PLUME: You’d already proven your mental point.

CRANSTON: “I already did it! Come on – move onto something else.”

PLUME: When was the last one you ran?

CRANSTON: Boy, the last marathon I ran was probably 10 years ago.

PLUME: Ironic that when we’re discussing an acting career being a marathon, that would be the thing that pulled you out of the fall.

CRANSTON: Yeah, and it really suits my temperament, my approach to things. I think long haul, just plan it out, build the foundation. Try to build up from there slow and steady – don’t get to freaked out about little, minor failures. Just kept the course and keep going. Keep plugging away and keep going. I think that’s somewhat important, moderation and everything.

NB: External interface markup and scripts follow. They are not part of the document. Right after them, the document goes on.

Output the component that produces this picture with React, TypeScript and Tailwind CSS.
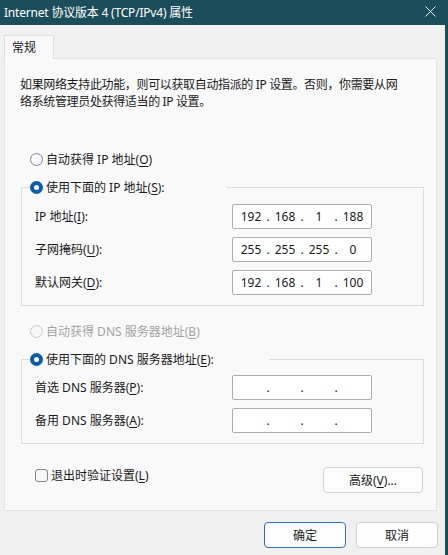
import React from "react"

const font = "font-['Noto_Sans','Noto_Sans_CJK_SC',sans-serif]"

// 单选框：选中 / 未选 / 禁用三种状态
function Radio({ checked, disabled }: { checked?: boolean; disabled?: boolean }) {
  if (checked) {
    return (
      <span className="flex h-[13px] w-[13px] shrink-0 items-center justify-center rounded-full bg-[#0b5cad]">
        <span className="h-[5px] w-[5px] rounded-full bg-white" />
      </span>
    )
  }
  return (
    <span
      className={`h-[13px] w-[13px] shrink-0 rounded-full border bg-[#f7f7f7] ${
        disabled ? "border-[#c8c8c8]" : "border-[#858585]"
      }`}
    />
  )
}

function Key({ k }: { k: string }) {
  return <u className="underline-offset-2">{k}</u>
}

// IP 地址输入框：四段 + 三个点
function IpBox({ parts }: { parts: string[] }) {
  return (
    <div className="flex h-[25px] w-[140px] items-center rounded-[2px] border border-[#adadad] bg-white pl-[3px] text-[12px] text-[#1a1a1a]">
      {parts.map((p, i) => (
        <React.Fragment key={`ip-${i}`}>
          <span className="w-[30px] text-center">{p}</span>
          {i < 3 && <span className="w-[4px] text-center leading-none">.</span>}
        </React.Fragment>
      ))}
    </div>
  )
}

function Row({ label, parts }: { label: React.ReactNode; parts: string[] }) {
  return (
    <div className="flex items-center">
      <span className="w-[210px] pl-[13px]">{label}</span>
      <IpBox parts={parts} />
    </div>
  )
}

export default function App() {
  return (
    <div className={`h-[555px] w-[448px] overflow-hidden bg-[#1c4d5b] text-[12px] leading-[17px] text-[#1a1a1a] ${font}`}>
      {/* 标题栏 */}
      <div className="flex h-[25px] items-center justify-between bg-[#1c4d5b] pl-[4px] pr-[12px] text-[12px] tracking-[-0.2px] text-white">
        <span>Internet 协议版本 4 (TCP/IPv4) 属性</span>
        <svg width="11" height="11" viewBox="0 0 11 11" className="mb-[2px]">
          <path d="M0.5 0.5 L10.5 10.5 M10.5 0.5 L0.5 10.5" stroke="#e8eef0" strokeWidth="1" />
        </svg>
      </div>

      <div className="flex h-[530px] w-[445px] flex-col bg-[#f0f0f0]">
        {/* 选项卡 */}
        <div className="flex pl-[4px] pt-[10px]">
          <div className="relative z-10 -mb-px flex h-[24px] w-[50px] items-center border border-b-0 border-[#dedede] bg-[#f9f9f9] pl-[7px]">
            常规
          </div>
        </div>

        <div className="ml-[4px] flex h-[453px] w-[433px] flex-col border border-[#e3e3e3] bg-[#f9f9f9]">
          <p className="mt-[17px] pl-[15px] tracking-[-0.35px]">
            如果网络支持此功能，则可以获取自动指派的 IP 设置。否则，你需要从网
            <br />
            络系统管理员处获得适当的 IP 设置。
          </p>

          <div className="mt-[41px] flex items-center gap-[3px] pl-[25px]">
            <Radio />
            <span>
              自动获得 IP 地址(<Key k="O" />)
            </span>
          </div>

          <fieldset className="ml-[16px] mt-[11px] w-[403px] border border-[#dcdcdc] pb-[10px] pt-[8px]">
            <legend className="ml-[8px] flex w-[196px] items-center gap-[3px]">
              <Radio checked />
              <span>
                使用下面的 IP 地址(<Key k="S" />):
              </span>
            </legend>
            <div className="flex flex-col gap-[8px]">
              <Row label={<>IP 地址(<Key k="I" />):</>} parts={["192", "168", "1", "188"]} />
              <Row label={<>子网掩码(<Key k="U" />):</>} parts={["255", "255", "255", "0"]} />
              <Row label={<>默认网关(<Key k="D" />):</>} parts={["192", "168", "1", "100"]} />
            </div>
          </fieldset>

          <div className="mt-[17px] flex items-center gap-[3px] pl-[25px] text-[#a3a3a3]">
            <Radio disabled />
            <span>
              自动获得 DNS 服务器地址(<Key k="B" />)
            </span>
          </div>

          <fieldset className="ml-[16px] mt-[11px] w-[403px] border border-[#dcdcdc] pb-[10px] pt-[7px]">
            <legend className="ml-[8px] flex w-[239px] items-center gap-[3px]">
              <Radio checked />
              <span>
                使用下面的 DNS 服务器地址(<Key k="E" />):
              </span>
            </legend>
            <div className="flex flex-col gap-[8px]">
              <Row label={<>首选 DNS 服务器(<Key k="P" />):</>} parts={["", "", "", ""]} />
              <Row label={<>备用 DNS 服务器(<Key k="A" />):</>} parts={["", "", "", ""]} />
            </div>
          </fieldset>

          <div className="mt-[23px] flex items-start justify-between pl-[30px] pr-[13px]">
            <label className="flex items-center gap-[3px]">
              <span className="h-[13px] w-[13px] rounded-[3px] border border-[#858585] bg-[#f7f7f7]" />
              <span>
                退出时验证设置(<Key k="L" />)
              </span>
            </label>
            <button className="flex h-[26px] w-[100px] items-center justify-center rounded-[4px] border border-[#d0d0d0] bg-[#fdfdfd]">
              高级(<Key k="V" />)...
            </button>
          </div>
        </div>

        {/* 确定 / 取消 */}
        <div className="mt-[11px] flex justify-end gap-[10px] pr-[7px]">
          <button className="flex h-[26px] w-[82px] items-center justify-center rounded-[4px] border border-[#2a73c0] bg-[#fdfdfd]">
            确定
          </button>
          <button className="flex h-[26px] w-[82px] items-center justify-center rounded-[4px] border border-[#d0d0d0] bg-[#fdfdfd]">
            取消
          </button>
        </div>
      </div>
    </div>
  )
}
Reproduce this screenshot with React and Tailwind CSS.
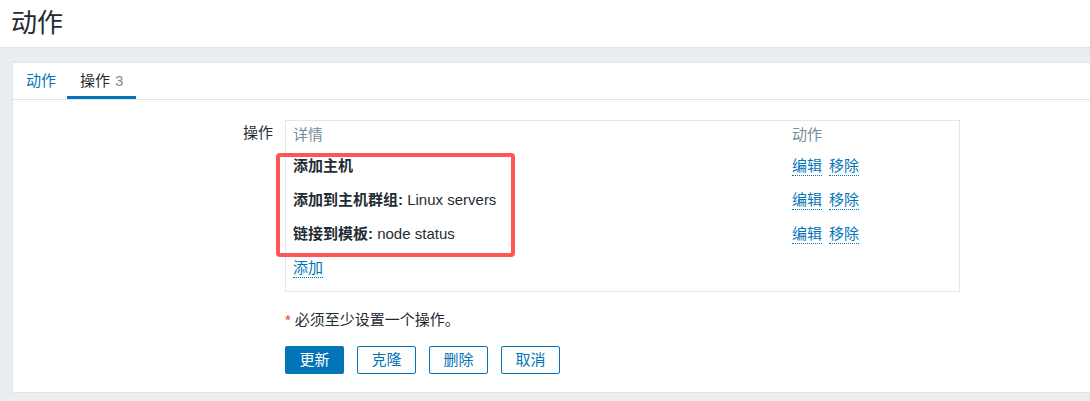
import { useState } from "react";

const operations = [
    { id: 1, label: "添加主机", value: "" },
    { id: 2, label: "添加到主机群组:", value: "Linux servers" },
    { id: 3, label: "链接到模板:", value: "node status" },
];

const linkClass = "text-[#0275b8] border-b border-dotted border-[#0275b8] leading-[18px] cursor-pointer";

const App = () => {
    const [activeTab, setActiveTab] = useState("ops");

    return (
        <div
            className="relative min-h-screen bg-[#ebeef0] text-[15px] text-[#1f2c33]"
            style={{ fontFamily: '"Liberation Sans", "Noto Sans CJK SC", sans-serif' }}
        >
            {/* page header */}
            <header className="h-[48px] bg-white border-b border-[#dfe4e7] pl-[11px] flex items-center">
                <h1 className="text-[26px] leading-none pb-[2px]">动作</h1>
            </header>

            <main className="pt-[14px] pl-[12px]">
                <div className="bg-white border border-r-0 border-[#dfe4e7]">
                    {/* tabs */}
                    <div className="h-[37px] border-b border-[#dfe4e7] flex">
                        <button
                            onClick={() => setActiveTab("action")}
                            className={`pl-[13px] pr-[11px] flex items-center border-b-[3px] pt-[3px] ${
                                activeTab === "action" ? "border-[#0275b8] text-[#1f2c33]" : "border-transparent text-[#0275b8]"
                            }`}
                        >
                            动作
                        </button>
                        <button
                            onClick={() => setActiveTab("ops")}
                            className={`px-[13px] flex items-center border-b-[3px] pt-[3px] ${
                                activeTab === "ops" ? "border-[#0275b8] text-[#1f2c33]" : "border-transparent text-[#0275b8]"
                            }`}
                        >
                            操作<span className="ml-[5px] text-[#768d99]">3</span>
                        </button>
                    </div>

                    {/* form */}
                    <div className="pt-[20px] pb-[18px]">
                        <div className="flex gap-[12px]">
                            <label className="w-[260px] text-right pt-[3px] leading-[20px]">操作</label>
                            <div className="w-[675px] border border-[#e6e6e6] pt-[1px] px-[7px] pb-[6px]">
                                <div className="grid grid-cols-[499px_1fr] h-[27px] items-center text-[#768d99]">
                                    <span>详情</span>
                                    <span>动作</span>
                                </div>
                                {operations.map((op) => (
                                    <div key={op.id} className="grid grid-cols-[499px_1fr] h-[34px] items-center">
                                        <span>
                                            <span className="font-bold">{op.label}</span>
                                            {op.value && <span> {op.value}</span>}
                                        </span>
                                        <span className="flex gap-[7px]">
                                            <a className={linkClass}>编辑</a>
                                            <a className={linkClass}>移除</a>
                                        </span>
                                    </div>
                                ))}
                                <div className="h-[34px] flex items-center">
                                    <a className={linkClass}>添加</a>
                                </div>
                            </div>
                        </div>

                        <div className="ml-[272px] mt-[18px] leading-[20px]">
                            <span className="text-[#e33734] mr-[4px]">*</span>
                            必须至少设置一个操作。
                        </div>

                        <div className="ml-[272px] mt-[16px] flex gap-[13px]">
                            <button className="w-[59px] h-[28px] rounded-[2px] bg-[#0275b8] text-white">更新</button>
                            <button className="w-[59px] h-[28px] rounded-[2px] border border-[#0275b8] text-[#0275b8]">克隆</button>
                            <button className="w-[59px] h-[28px] rounded-[2px] border border-[#0275b8] text-[#0275b8]">删除</button>
                            <button className="w-[59px] h-[28px] rounded-[2px] border border-[#0275b8] text-[#0275b8]">取消</button>
                        </div>
                    </div>
                </div>
            </main>

            {/* highlight frame over the operation rows */}
            <div className="absolute left-[276px] top-[153px] w-[239px] h-[104px] border-4 border-[#ff5558] rounded-[4px] pointer-events-none" />
        </div>
    );
};

export default App;
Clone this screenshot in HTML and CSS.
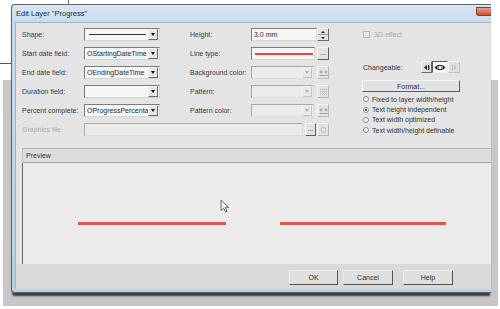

PLUME: What would you consider to be your next landmark role?

CRANSTON: I’m looking at the next one now. I’m going to play a role in a movie that I wrote that is going to require a lot of work on my part. Not only mentally and emotionally, but physically. I need to get down to a hard rock kind of a guy. He’s a guy who doesn’t talk a lot. His emotions are kind of hardened, and so is he, physically, as a manifestation of that. It’s a family drama with a murder mystery background.

PLUME: That’s an interesting launch pad.

CRANSTON: Actually, it was presented to me. I optioned a novel from William Morris and that was the story. It was interesting that the book, I felt, had promise. It would alternate chapters, first person narrative from my – if I’m speaking as the character – my 16 year old son’s perspective, and then third person narration of Pete, my character’s, activities. It would alternate, back and forth, back and forth. It’s basically a father and son story. The father starts out the movie on a high, he’s an FBI hero, he does everything right, he’s a man of his word and an honorable guy, faithful and everything. As the course of the movie goes, he declines and falls into this unstoppable spiral of a mid-life crisis that he is completely unaware of until it just slams into him, like a brick wall. Simultaneously, the 16 year old introverted son, trying to live in his father’s shadow and feeling intimidated by that and introverted and can’t function, even though he is, he starts coming of age and accepts who he is, and embraces who he is. He has the alternate path that his father is on, and they intersect in the climax, emotionally and physically, and literally save each other’s life in the end.

PLUME: Hinging upon the role reversal?

CRANSTON: I think what happens is they each allow the other person to be who they are and accept that. It turns out to be a film about acceptance and disappointment, and insecurity and failures and frailty in the human condition – as opposed to celebrating how great we are. My character is sort of an anti-hero, although everybody in his town thinks he is a hero, because of what he did for a living. He just crumbles, and he can’t take that pressure. At first, he could just smile and say, “That is part of who I am,” but through this digression, he becomes professionally impotent, while creating this unbelievable, unstoppable attraction to another man’s life. He finds out that his son has this secret that he cannot live with, it was very plot heavy like any novel, but to my own satisfaction. I have to have character development. I do not like films that I don’t get to know people – whether I hate them or not, I get to know them. So I need, for my own satisfaction, I need to have well-developed characters. So I added that amount to it, which ballooned the script to 168 pages. I hope to do that. I think it’s coming along pretty good, as far as the producers end of it.

PLUME: What stage is it at right now?

CRANSTON: We are having a meeting on it tomorrow, with two producers who are interested in it who like it very much, and who like me as the lead. They don’t have any qualms about that.